Built in 1969, the pier extends 360 feet from shore into Saint Simon Sound. There is a 520-foot, partially shaded section at the end of the walkway. On each end of this perpendicular attachment are 95-foot "roofed" fishing platforms that allow users to escape the sun on a hot day.
The pier attracts an eclectic array of anglers, from grizzled old-timers to grinning, excited youngsters. Fish species taken from the pier are just as varied. Expect to see whiting, Atlantic croaker, sheepshead, sharks, American silver perch and flounder. Georgia's state record flounder of 15 pounds, 10 ounces was caught from the pier in 1990.
Crabbing, with string crab traps, is also good from the pier and, like the fishing, is most productive during an incoming tide.
Non-angling attractions on Jekyll Island include guided evening turtle walks from June through mid August; the Jekyll Island Historic District, called the "Millionaires' Village; more than 20 miles of trails for hiking, biking and horseback riding; an 11-acre water park; the University of Georgia Tidelands Nature Center; Jekyll Island Museum; Horton House; andd the Wanderer Memorial.
On Saint Simons Island visit the Saint Simons Lighthouse; the restaurants and specialty shops of "The Village;" miles of public beaches; Christ Church; and Fort Frederica National Monument.

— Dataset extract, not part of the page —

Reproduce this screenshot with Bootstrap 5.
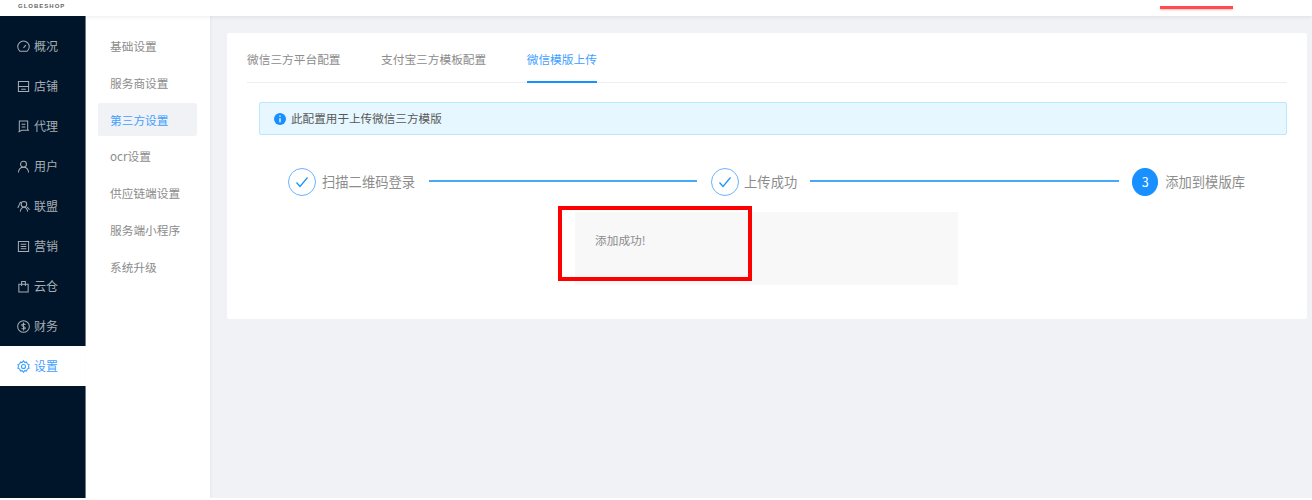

Outfitters also offer interesting marshland kayak tours and the island's nightly "ghost walks" are fun.
Ample multi-budget hotel/motel lodging is available on Jekyll and Saint Simons Islands and in the nearby town of Brunswick.
Jekyll Island Campground, on the northern tip of the island, is a good option for tent camping, trailering, or recreational vehicles. A number of campgrounds may also be found in and around the Brunswick area.
Whether it's the mountains, lake country, or the coast, Georgia's summer fishing vacation options are many and varied. These three regions of the state offer practically everything a traveling vacationer requires in the way of fishing, fun and frolic. Whatever the choice, the vacationing angler shouldn't be vexed or disappointed. As for the family debate that's bound to ensue when "where" is being discussed, perhaps you'll be wise just to flip a coin.